Academic: MIT Alumni Council
As a Boston-area alumnus, I was also invited to participate in the MIT Alumni Council. Like the Educational Council, this organization seems, to me at least, to have none of the deliberative functions that I’d tend to associate with councils, perhaps by association with similarly-denominated groups in my Church experience.

An invitation would come in the mail every month or so, announcing a dinner meeting at the Faculty Club, upstairs in the Sloan School of Management in the former Lever Brothers soap factory building on Memorial Drive, with a distinguished speaker of whom I might or might not have heard. We’d dine table d’hôte, in groups of nine or ten alumni of varying ages and levels of distinction, at round tables. The fare was at least as good as I’ve tended to encounter in similar settings, and I don’t recall bridling at the expense.
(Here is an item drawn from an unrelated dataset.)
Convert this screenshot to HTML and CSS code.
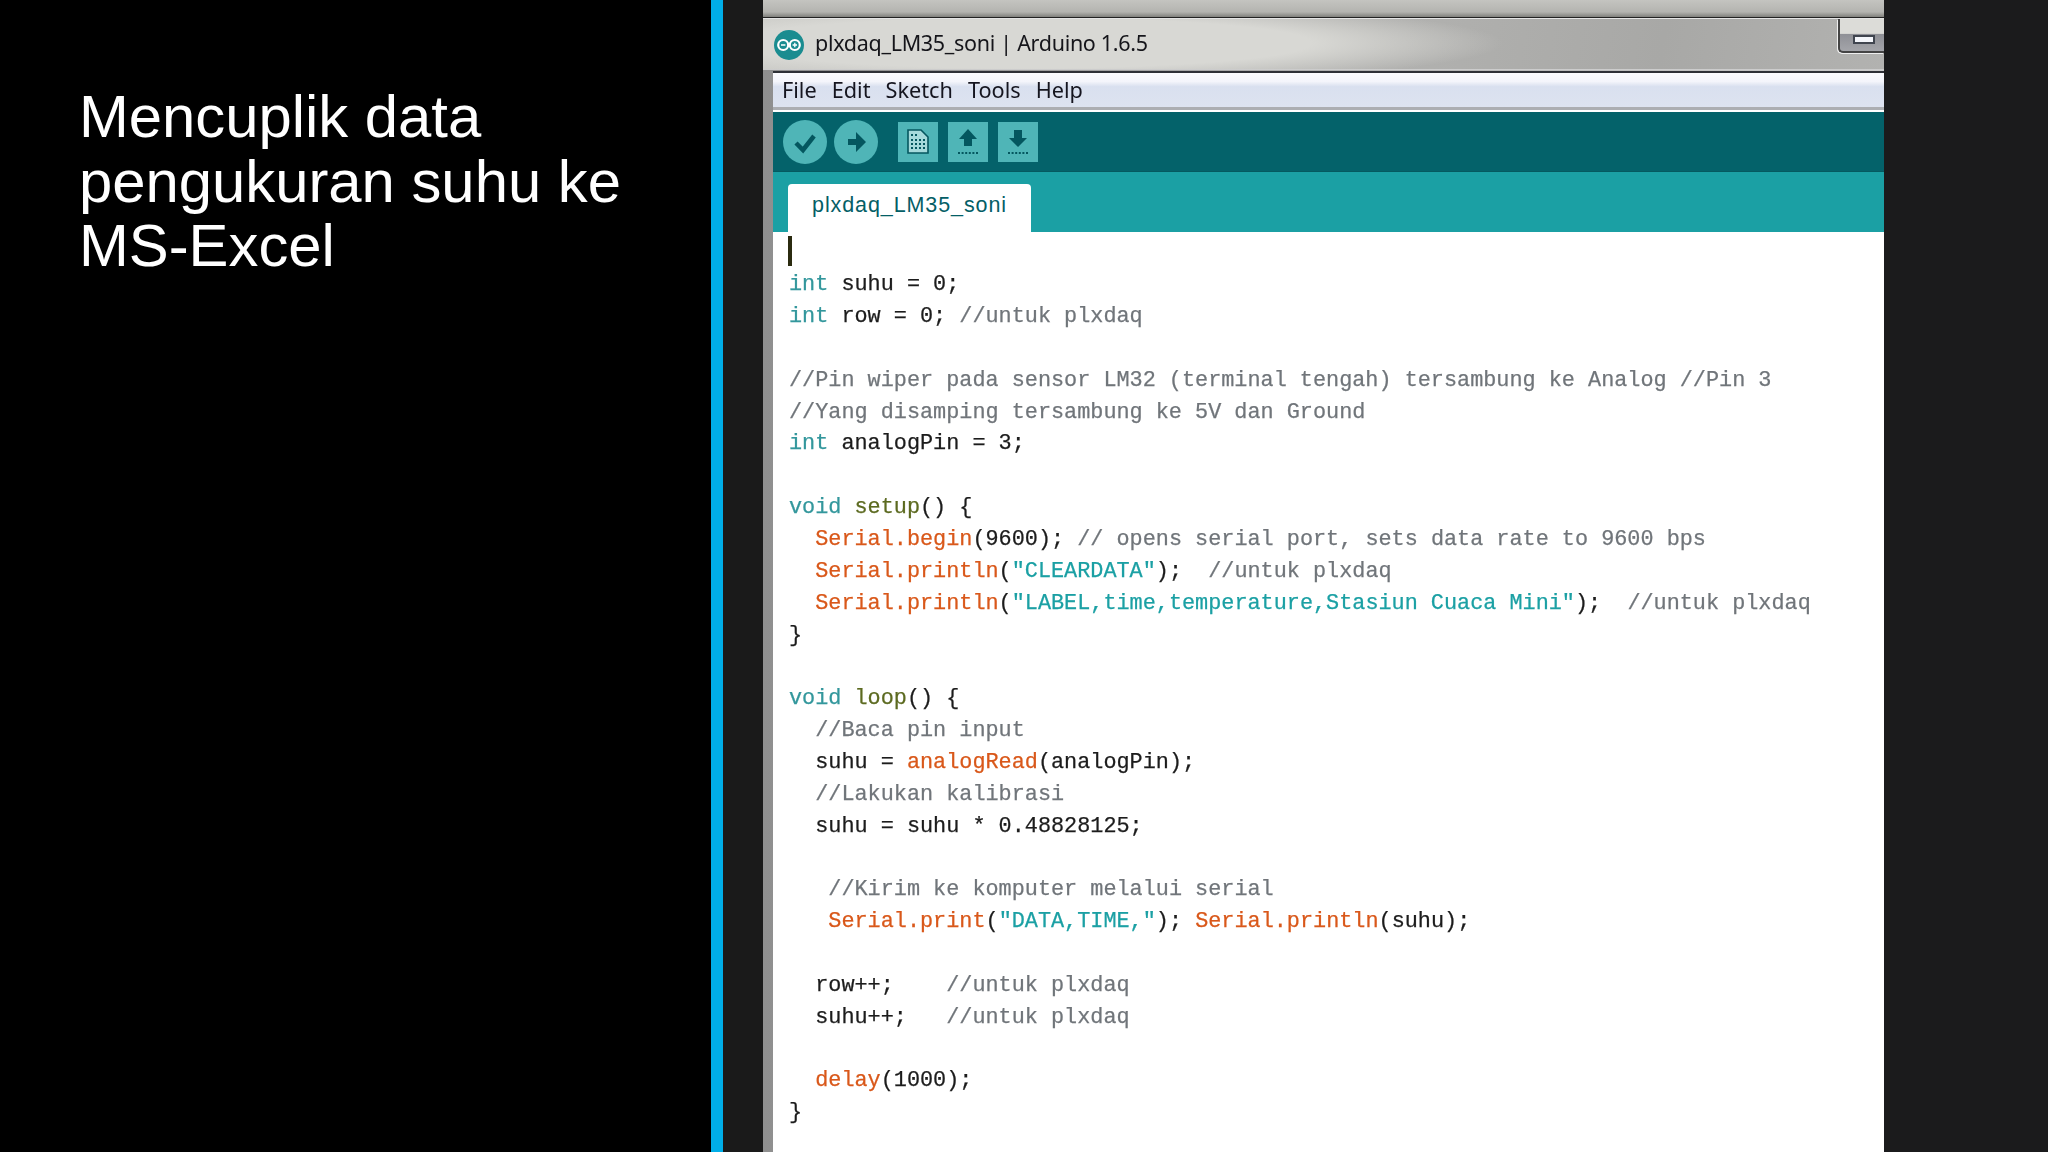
FILE: index.html
```html
<!DOCTYPE html>
<html lang="id">
<head>
<meta charset="utf-8">
<title>Mencuplik data pengukuran suhu ke MS-Excel</title>
<link rel="stylesheet" href="styles.css">
</head>
<body>
<div class="slide">
  <section class="left"><h1>Mencuplik data pengukuran suhu ke MS-Excel</h1></section>
  <div class="accent"></div>
  <div class="gutter"></div>
  <main class="shot">
    <div class="topband"></div>
    <div class="frame">
      <header class="titlebar">
        <svg class="logo" viewBox="0 0 30 30"><circle cx="15" cy="15" r="15" fill="#1a8c90"/><g fill="none" stroke="#fff" stroke-width="2.2"><circle cx="9.2" cy="15" r="5"/><circle cx="20.8" cy="15" r="5"/></g><path d="M7 15h4.4M18.6 15h4.4M20.8 12.8v4.4" stroke="#fff" stroke-width="1.3"/></svg>
        <span class="wintitle">plxdaq_LM35_soni | Arduino 1.6.5</span>
        <div class="minbtn"><span class="minglyph"></span></div>
      </header>
      <div class="content">
        <nav class="menu"><span>File</span><span>Edit</span><span>Sketch</span><span>Tools</span><span>Help</span></nav>
        <div class="toolbar">
          <svg class="tool round" viewBox="0 0 44 44"><circle cx="22" cy="22" r="22" fill="#4fb5b7"/><path d="M13 23l7 7 11-14" fill="none" stroke="#04575f" stroke-width="4.5"/></svg>
          <svg class="tool round" viewBox="0 0 44 44"><circle cx="22" cy="22" r="22" fill="#4fb5b7"/><path d="M14 19h8v-7l10 10-10 10v-7h-8z" fill="#04575f"/></svg>
          <svg class="tool square first" viewBox="0 0 40 40"><rect width="40" height="40" fill="#4fb5b7"/><path d="M10 8h13l7 7v16H10z" fill="#a5dadb" stroke="#04575f" stroke-width="1.6"/><path d="M13 13h2M17 13h2M13 18h14M13 22h14M13 26h14" stroke="#04575f" stroke-width="2" stroke-dasharray="2 2"/></svg>
          <svg class="tool square" viewBox="0 0 40 40"><rect width="40" height="40" fill="#4fb5b7"/><path d="M20 7l9 10h-5v7h-8v-7h-5z" fill="#04575f"/><path d="M10 31h20" stroke="#04575f" stroke-width="2" stroke-dasharray="2 1.6"/></svg>
          <svg class="tool square" viewBox="0 0 40 40"><rect width="40" height="40" fill="#4fb5b7"/><path d="M16 8h8v8h5l-9 9-9-9h5z" fill="#04575f"/><path d="M10 31h20" stroke="#04575f" stroke-width="2" stroke-dasharray="2 1.6"/></svg>
        </div>
        <div class="tabs"><div class="tab">plxdaq_LM35_soni</div></div>
        <div class="editor"><span class="caret"></span><pre class="code">

<span class="k">int</span> suhu = 0;
<span class="k">int</span> row = 0; <span class="c">//untuk plxdaq</span>

<span class="c">//Pin wiper pada sensor LM32 (terminal tengah) tersambung ke Analog //Pin 3</span>
<span class="c">//Yang disamping tersambung ke 5V dan Ground</span>
<span class="k">int</span> analogPin = 3;

<span class="k">void</span> <span class="s">setup</span>() {
  <span class="f">Serial.begin</span>(9600); <span class="c">// opens serial port, sets data rate to 9600 bps</span>
  <span class="f">Serial.println</span>(<span class="q">"CLEARDATA"</span>);  <span class="c">//untuk plxdaq</span>
  <span class="f">Serial.println</span>(<span class="q">"LABEL,time,temperature,Stasiun Cuaca Mini"</span>);  <span class="c">//untuk plxdaq</span>
}

<span class="k">void</span> <span class="s">loop</span>() {
  <span class="c">//Baca pin input</span>
  suhu = <span class="f">analogRead</span>(analogPin);
  <span class="c">//Lakukan kalibrasi</span>
  suhu = suhu * 0.48828125;

   <span class="c">//Kirim ke komputer melalui serial</span>
   <span class="f">Serial.print</span>(<span class="q">"DATA,TIME,"</span>); <span class="f">Serial.println</span>(suhu);

  row++;    <span class="c">//untuk plxdaq</span>
  suhu++;   <span class="c">//untuk plxdaq</span>

  <span class="f">delay</span>(1000);
}
</pre></div>
      </div>
    </div>
  </main>
  <div class="rest"></div>
</div>
</body>
</html>
```
FILE: styles.css
```css
html, body { margin: 0; padding: 0; background: #000; }
.slide { display: flex; width: 2048px; height: 1152px; overflow: hidden; }
.left { width: 711px; flex: none; background: #000; padding: 85px 60px 0 79px; box-sizing: border-box; }
.left h1 { margin: 0; font: 400 59.8px/64.6px "Liberation Sans", Arial, sans-serif; color: #fff; }
.accent { width: 12px; flex: none; background: #00aee8; }
.gutter { width: 40px; flex: none; background: #1a1a1a; }
.rest { flex: 1; background: #1b1b1c; }
.shot { width: 1121px; flex: none; display: flex; flex-direction: column; background: #a3a3a3; }
.topband { height: 17px; flex: none; background: linear-gradient(#c4c4c0, #b4b4b0 70%, #80807c); border-bottom: 1px solid #222; }
.frame { flex: 1; display: flex; flex-direction: column; min-height: 0; background: linear-gradient(90deg, #8f8f8f, #b4b4b4 60%, #c8c8c8); border-radius: 6px 0 0 0; }
.titlebar { height: 52px; flex: none; display: flex; align-items: flex-start; padding-left: 11px; background: radial-gradient(ellipse 480px 42px at 260px 24px, #d8d8d4 60%, rgba(216,216,212,0)), linear-gradient(100deg, #c4c4c0 0, #b0b0ae 60%, #a8a8a6 80%, #b2b2b0 100%); border-top: 1px solid #e4e4e4; box-sizing: border-box; border-bottom: 1px solid #ccc; }
.logo { width: 30px; height: 30px; margin-top: 11px; flex: none; }
.wintitle { margin: 8px 0 0 11px; font: 400 21.5px/32px "Noto Sans", "Open Sans", sans-serif; color: #15151a; filter: blur(.4px); letter-spacing: -.3px; }
.minbtn { margin-left: auto; width: 46px; height: 34px; box-sizing: border-box; border-left: 2px solid #444; border-bottom: 2px solid #444; border-radius: 0 0 0 5px; background: linear-gradient(#dcdcd8 45%, #8f9096 48%, #a4a5aa); display: flex; align-items: flex-end; justify-content: center; padding: 0 0 7px 4px; box-shadow: -1px 1px 0 #eee; }
.minglyph { width: 22px; height: 9px; box-sizing: border-box; background: #f4f6fb; border: 2px solid #40454f; }
.content { flex: 1; margin-left: 10px; display: flex; flex-direction: column; min-height: 0; border-top: 2px solid #2e3036; background: #fff; margin-top: 1px; }
.menu { height: 37px; flex: none; box-sizing: border-box; display: flex; gap: 15px; padding: 1px 0 0 9px; background: linear-gradient(#fbfbfe 0, #f4f5fb 25%, #d9e0ef 40%, #dde3f0 100%); border-bottom: 3px solid #acaeb2; font: 400 21.7px/32px "Noto Sans", "Open Sans", sans-serif; color: #15151f; }
.menu span { filter: blur(.4px); }
.toolbar { height: 60px; flex: none; margin-top: 2px; display: flex; align-items: center; padding-left: 10px; background: #04626a; border-bottom: 1px solid #055a60; box-sizing: border-box; }
.tool.round { width: 44px; height: 44px; margin-right: 7px; }
.tool.square { width: 40px; height: 40px; margin-right: 10px; }
.tool.first { margin-left: 13px; }
.tabs { height: 60px; flex: none; background: #1ba0a4; box-sizing: border-box; padding: 12px 0 0 15px; }
.tab { width: 243px; height: 48px; background: #fff; border-radius: 4px 4px 0 0; text-align: center; font: 400 21.5px/43px "Liberation Sans", Arial, sans-serif; letter-spacing: .9px; color: #045e66; }
.editor { flex: 1; position: relative; min-height: 0; padding: 5.4px 0 0 16px; background: #fff; overflow: hidden; }
.caret { position: absolute; left: 15px; top: 4px; width: 4px; height: 30px; background: #2b2b10; }
.code { margin: 0; font: 400 21.83px/31.84px "Liberation Mono", "Courier New", monospace; color: #1c1c1c; filter: blur(.45px); -webkit-text-stroke: .25px currentColor; }
.k { color: #33979c; }
.s { color: #5c6a20; }
.f { color: #d9581a; }
.q { color: #1ba0a4; }
.c { color: #70757a; }
```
Out of these gatherings, I remember particularly occasional interactions with “Doc” Edgerton, typically the nearest thing to an acquaintance among those attending. Those led to a memorable interaction on one Saturday morning, which I’ll call to mind at the correct chronological moment.

I developed a custom of asking my table-mates how many had been enrolled in Course VIII (Physics) as undergraduates. Typically, something like half of them would confess to that connection. Then, I’d ask how many now considered themselves physicists (as, by this time, I didn’t). Again, about half would so identify themselves. It was always fascinating to see how many diverse career directions came to develop among my fellow former physicists.